■ Exercise brief ■
Reproduce each line bearing the word "components".

■ Supplied records ■

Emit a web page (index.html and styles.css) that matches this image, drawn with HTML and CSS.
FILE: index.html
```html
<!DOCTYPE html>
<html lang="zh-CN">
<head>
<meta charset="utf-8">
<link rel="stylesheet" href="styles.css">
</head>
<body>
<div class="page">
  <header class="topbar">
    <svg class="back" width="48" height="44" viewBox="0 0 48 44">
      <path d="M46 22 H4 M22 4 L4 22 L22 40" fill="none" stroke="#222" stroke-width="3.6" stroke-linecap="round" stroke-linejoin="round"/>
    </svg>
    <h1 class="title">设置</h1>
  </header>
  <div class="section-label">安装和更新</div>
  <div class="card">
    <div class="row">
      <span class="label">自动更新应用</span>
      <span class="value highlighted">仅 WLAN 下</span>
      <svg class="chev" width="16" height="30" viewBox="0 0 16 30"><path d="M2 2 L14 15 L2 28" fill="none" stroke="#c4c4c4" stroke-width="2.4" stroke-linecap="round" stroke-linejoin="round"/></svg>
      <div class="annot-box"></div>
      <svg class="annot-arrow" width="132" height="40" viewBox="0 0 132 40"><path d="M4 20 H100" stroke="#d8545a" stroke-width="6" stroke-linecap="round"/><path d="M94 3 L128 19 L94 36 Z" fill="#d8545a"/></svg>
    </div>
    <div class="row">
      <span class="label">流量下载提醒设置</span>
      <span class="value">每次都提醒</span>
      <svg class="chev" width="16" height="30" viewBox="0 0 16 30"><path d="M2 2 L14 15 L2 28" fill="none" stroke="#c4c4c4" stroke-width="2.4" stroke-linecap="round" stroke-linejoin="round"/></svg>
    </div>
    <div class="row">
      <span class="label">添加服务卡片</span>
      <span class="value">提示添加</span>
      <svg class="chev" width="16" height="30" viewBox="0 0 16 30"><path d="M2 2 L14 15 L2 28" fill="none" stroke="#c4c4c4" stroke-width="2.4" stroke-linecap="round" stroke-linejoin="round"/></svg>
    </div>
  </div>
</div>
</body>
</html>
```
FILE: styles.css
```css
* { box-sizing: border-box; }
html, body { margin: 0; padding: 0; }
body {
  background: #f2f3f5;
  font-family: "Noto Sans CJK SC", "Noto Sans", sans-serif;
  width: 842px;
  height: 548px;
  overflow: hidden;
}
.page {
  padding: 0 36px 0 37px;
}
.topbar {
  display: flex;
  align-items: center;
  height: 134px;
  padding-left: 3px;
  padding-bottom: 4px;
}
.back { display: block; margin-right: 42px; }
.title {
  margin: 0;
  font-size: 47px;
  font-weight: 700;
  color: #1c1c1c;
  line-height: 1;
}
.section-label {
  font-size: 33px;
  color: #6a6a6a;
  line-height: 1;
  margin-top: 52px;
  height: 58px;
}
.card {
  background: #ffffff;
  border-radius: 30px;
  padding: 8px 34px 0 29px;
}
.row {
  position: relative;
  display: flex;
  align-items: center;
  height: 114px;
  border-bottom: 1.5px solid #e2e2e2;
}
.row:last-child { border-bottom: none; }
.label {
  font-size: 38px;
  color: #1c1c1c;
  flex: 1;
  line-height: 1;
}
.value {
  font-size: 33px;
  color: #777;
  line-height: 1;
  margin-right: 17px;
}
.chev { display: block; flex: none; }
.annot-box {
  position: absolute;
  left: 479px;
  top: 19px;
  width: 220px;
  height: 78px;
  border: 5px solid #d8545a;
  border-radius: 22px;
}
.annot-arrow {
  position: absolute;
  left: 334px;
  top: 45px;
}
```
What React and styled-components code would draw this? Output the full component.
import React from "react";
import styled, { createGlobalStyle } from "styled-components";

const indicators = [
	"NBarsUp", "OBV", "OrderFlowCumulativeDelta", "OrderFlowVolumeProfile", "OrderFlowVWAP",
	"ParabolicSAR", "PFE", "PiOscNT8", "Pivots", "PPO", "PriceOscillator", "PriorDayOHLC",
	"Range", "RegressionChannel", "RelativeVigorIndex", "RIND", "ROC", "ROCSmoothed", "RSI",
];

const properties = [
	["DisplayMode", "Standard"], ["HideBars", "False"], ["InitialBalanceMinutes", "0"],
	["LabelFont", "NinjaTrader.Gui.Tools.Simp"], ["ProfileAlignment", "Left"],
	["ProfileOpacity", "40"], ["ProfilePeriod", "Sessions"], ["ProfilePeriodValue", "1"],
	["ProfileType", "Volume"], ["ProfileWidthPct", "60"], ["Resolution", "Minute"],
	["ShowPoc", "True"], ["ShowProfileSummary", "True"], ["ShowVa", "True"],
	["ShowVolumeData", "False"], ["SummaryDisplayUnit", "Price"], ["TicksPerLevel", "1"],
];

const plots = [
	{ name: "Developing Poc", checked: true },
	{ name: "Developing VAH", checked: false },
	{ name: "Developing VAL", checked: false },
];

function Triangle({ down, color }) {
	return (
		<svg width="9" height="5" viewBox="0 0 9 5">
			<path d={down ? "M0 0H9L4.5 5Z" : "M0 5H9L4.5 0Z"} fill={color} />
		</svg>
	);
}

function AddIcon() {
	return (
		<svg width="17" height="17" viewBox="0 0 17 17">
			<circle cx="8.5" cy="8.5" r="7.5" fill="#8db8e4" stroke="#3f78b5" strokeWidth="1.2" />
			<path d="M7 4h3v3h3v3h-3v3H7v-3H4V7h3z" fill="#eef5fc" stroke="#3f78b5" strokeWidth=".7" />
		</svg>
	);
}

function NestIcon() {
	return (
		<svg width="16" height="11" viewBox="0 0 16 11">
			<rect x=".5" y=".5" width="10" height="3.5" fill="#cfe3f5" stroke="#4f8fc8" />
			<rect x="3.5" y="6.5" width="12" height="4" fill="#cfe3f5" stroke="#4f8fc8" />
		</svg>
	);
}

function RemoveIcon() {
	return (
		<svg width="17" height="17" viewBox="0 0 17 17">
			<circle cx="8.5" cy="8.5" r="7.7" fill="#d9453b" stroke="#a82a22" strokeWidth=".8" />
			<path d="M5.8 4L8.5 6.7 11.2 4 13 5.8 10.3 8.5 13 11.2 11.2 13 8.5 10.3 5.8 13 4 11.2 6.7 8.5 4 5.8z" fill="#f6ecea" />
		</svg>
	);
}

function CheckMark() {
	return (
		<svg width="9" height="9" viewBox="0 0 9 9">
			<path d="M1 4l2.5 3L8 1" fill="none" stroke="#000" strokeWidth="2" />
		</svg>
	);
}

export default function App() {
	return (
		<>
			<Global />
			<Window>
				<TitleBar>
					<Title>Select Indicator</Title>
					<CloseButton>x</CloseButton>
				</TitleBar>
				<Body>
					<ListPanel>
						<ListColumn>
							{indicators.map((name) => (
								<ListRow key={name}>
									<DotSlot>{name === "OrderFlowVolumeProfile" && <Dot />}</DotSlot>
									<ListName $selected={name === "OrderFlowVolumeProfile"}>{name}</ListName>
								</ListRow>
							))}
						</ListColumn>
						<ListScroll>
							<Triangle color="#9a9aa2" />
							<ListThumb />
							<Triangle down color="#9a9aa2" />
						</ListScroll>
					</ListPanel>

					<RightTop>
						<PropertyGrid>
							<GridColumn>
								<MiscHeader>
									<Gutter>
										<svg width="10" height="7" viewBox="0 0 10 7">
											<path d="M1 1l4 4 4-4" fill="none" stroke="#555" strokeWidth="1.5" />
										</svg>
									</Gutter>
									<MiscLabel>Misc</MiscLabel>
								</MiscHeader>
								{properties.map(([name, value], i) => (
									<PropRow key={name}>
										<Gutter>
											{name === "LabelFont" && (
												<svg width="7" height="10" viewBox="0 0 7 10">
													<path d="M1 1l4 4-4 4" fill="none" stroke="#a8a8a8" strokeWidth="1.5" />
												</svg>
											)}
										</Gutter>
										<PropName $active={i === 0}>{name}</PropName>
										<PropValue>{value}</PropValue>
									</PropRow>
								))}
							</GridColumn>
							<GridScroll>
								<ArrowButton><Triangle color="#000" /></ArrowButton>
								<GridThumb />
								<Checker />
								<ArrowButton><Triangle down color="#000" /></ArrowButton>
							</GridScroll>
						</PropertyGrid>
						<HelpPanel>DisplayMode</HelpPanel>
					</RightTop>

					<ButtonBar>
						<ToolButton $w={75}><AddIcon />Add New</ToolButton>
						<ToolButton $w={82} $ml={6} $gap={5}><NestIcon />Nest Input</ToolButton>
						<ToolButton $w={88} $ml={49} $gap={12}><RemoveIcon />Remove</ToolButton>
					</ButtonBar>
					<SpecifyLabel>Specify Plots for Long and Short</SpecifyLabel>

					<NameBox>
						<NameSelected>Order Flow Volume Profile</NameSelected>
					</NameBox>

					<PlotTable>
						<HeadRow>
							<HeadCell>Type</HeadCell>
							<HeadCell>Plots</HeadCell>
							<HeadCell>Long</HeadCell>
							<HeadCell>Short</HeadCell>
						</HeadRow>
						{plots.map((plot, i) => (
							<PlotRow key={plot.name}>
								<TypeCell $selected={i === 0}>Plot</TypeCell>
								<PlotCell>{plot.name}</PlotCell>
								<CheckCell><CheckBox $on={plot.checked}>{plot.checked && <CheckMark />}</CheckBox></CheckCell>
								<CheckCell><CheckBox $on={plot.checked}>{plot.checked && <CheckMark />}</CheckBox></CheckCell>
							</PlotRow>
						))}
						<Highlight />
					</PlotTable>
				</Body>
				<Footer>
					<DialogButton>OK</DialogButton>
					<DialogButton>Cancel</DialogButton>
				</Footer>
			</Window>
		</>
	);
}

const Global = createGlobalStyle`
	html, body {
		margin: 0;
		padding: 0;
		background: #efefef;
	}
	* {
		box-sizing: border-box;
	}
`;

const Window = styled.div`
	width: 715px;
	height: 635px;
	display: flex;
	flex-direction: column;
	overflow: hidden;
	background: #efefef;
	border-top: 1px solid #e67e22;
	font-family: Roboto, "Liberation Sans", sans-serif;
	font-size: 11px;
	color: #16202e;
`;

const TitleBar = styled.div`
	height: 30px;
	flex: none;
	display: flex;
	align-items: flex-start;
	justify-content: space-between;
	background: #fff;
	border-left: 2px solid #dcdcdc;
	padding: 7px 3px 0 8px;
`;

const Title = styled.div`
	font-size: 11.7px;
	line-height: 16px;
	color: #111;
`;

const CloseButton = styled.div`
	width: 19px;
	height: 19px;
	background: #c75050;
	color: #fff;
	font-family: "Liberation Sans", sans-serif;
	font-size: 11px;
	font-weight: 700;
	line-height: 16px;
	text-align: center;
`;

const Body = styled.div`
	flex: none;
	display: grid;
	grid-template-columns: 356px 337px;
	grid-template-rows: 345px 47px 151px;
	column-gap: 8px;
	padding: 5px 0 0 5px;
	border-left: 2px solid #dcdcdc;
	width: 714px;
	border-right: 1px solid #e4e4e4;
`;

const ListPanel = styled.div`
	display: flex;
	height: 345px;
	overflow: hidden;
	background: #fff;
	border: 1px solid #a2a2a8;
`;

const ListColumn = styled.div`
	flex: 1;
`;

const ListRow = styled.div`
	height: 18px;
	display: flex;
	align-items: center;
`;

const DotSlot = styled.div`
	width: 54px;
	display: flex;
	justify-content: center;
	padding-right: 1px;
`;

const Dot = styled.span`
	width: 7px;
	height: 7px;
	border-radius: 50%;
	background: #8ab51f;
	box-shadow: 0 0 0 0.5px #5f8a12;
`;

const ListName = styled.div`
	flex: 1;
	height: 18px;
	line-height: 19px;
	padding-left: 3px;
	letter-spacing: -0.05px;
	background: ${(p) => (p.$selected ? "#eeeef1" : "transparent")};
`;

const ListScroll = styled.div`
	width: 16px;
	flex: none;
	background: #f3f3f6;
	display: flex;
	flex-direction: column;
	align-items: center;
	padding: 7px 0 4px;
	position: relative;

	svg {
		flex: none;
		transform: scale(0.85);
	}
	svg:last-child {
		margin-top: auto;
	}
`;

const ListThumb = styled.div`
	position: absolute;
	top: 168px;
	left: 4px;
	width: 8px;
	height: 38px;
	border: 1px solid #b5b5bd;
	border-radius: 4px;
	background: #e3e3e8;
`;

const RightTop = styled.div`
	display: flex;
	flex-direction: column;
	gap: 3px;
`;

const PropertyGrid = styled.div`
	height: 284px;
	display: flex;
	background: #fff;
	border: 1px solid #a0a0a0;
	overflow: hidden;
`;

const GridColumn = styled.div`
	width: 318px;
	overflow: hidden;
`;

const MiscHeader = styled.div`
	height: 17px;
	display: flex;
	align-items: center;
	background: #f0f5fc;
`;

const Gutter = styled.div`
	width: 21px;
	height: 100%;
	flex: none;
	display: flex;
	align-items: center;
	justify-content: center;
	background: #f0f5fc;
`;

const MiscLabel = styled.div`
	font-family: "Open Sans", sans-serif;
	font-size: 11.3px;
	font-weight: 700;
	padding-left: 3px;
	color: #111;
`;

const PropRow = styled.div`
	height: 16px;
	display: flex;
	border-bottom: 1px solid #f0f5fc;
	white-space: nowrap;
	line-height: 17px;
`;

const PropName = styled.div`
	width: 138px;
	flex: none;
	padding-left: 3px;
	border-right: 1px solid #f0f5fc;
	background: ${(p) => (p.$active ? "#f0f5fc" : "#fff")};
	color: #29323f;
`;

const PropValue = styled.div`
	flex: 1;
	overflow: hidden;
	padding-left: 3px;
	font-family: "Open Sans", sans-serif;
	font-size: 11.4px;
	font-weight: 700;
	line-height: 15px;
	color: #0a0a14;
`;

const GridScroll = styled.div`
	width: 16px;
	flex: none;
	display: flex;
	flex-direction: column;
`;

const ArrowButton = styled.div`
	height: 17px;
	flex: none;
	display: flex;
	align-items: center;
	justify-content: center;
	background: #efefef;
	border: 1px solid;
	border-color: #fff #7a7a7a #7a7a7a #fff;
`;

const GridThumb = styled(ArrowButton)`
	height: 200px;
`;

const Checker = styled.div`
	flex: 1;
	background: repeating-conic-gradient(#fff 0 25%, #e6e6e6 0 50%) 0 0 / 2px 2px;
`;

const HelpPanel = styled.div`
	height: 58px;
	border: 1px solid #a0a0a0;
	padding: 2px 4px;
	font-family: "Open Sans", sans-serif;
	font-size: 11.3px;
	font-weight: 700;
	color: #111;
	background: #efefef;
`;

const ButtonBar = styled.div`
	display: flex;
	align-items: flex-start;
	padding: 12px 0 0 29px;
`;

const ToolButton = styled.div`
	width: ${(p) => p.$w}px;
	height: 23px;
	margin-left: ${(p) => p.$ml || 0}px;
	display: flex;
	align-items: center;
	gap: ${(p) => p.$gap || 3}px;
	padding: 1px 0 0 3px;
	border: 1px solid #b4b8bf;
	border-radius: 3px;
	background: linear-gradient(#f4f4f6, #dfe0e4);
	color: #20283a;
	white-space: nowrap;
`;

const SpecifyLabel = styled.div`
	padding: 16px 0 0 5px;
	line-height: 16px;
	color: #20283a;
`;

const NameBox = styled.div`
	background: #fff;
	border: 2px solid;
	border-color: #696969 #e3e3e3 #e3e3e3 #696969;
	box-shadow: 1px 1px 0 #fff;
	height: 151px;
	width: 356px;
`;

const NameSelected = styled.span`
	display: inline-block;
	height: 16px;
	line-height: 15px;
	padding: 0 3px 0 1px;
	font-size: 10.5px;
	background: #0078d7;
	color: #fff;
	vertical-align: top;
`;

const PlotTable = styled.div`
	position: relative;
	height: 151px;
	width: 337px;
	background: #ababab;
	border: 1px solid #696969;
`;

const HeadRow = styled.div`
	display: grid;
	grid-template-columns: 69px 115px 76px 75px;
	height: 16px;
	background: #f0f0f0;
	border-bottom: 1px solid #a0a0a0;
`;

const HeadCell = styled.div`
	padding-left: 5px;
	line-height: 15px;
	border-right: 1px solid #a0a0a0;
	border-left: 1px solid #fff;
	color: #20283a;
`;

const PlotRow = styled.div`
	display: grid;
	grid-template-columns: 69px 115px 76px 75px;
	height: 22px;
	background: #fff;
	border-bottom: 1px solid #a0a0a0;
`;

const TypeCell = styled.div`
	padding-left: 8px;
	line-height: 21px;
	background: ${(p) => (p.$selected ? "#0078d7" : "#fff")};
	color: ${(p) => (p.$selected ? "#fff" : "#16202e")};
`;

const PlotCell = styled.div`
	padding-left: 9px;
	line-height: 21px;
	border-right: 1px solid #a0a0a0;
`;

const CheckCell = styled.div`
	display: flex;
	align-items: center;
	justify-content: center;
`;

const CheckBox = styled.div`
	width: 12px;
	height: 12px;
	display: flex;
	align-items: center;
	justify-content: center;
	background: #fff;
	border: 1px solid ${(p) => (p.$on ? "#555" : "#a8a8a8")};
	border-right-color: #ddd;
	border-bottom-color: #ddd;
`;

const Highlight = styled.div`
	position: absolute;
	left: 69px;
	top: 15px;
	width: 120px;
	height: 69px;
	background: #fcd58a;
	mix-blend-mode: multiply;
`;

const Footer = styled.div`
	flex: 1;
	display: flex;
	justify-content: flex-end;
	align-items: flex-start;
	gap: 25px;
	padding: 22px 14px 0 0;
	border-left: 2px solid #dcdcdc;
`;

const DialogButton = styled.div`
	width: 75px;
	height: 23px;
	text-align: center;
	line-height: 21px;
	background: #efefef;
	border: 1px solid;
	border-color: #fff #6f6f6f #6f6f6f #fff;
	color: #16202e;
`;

■ Answer to the exercise ■
What React and styled-components code would draw this? Output the full component.
import styled, { createGlobalStyle } from "styled-components";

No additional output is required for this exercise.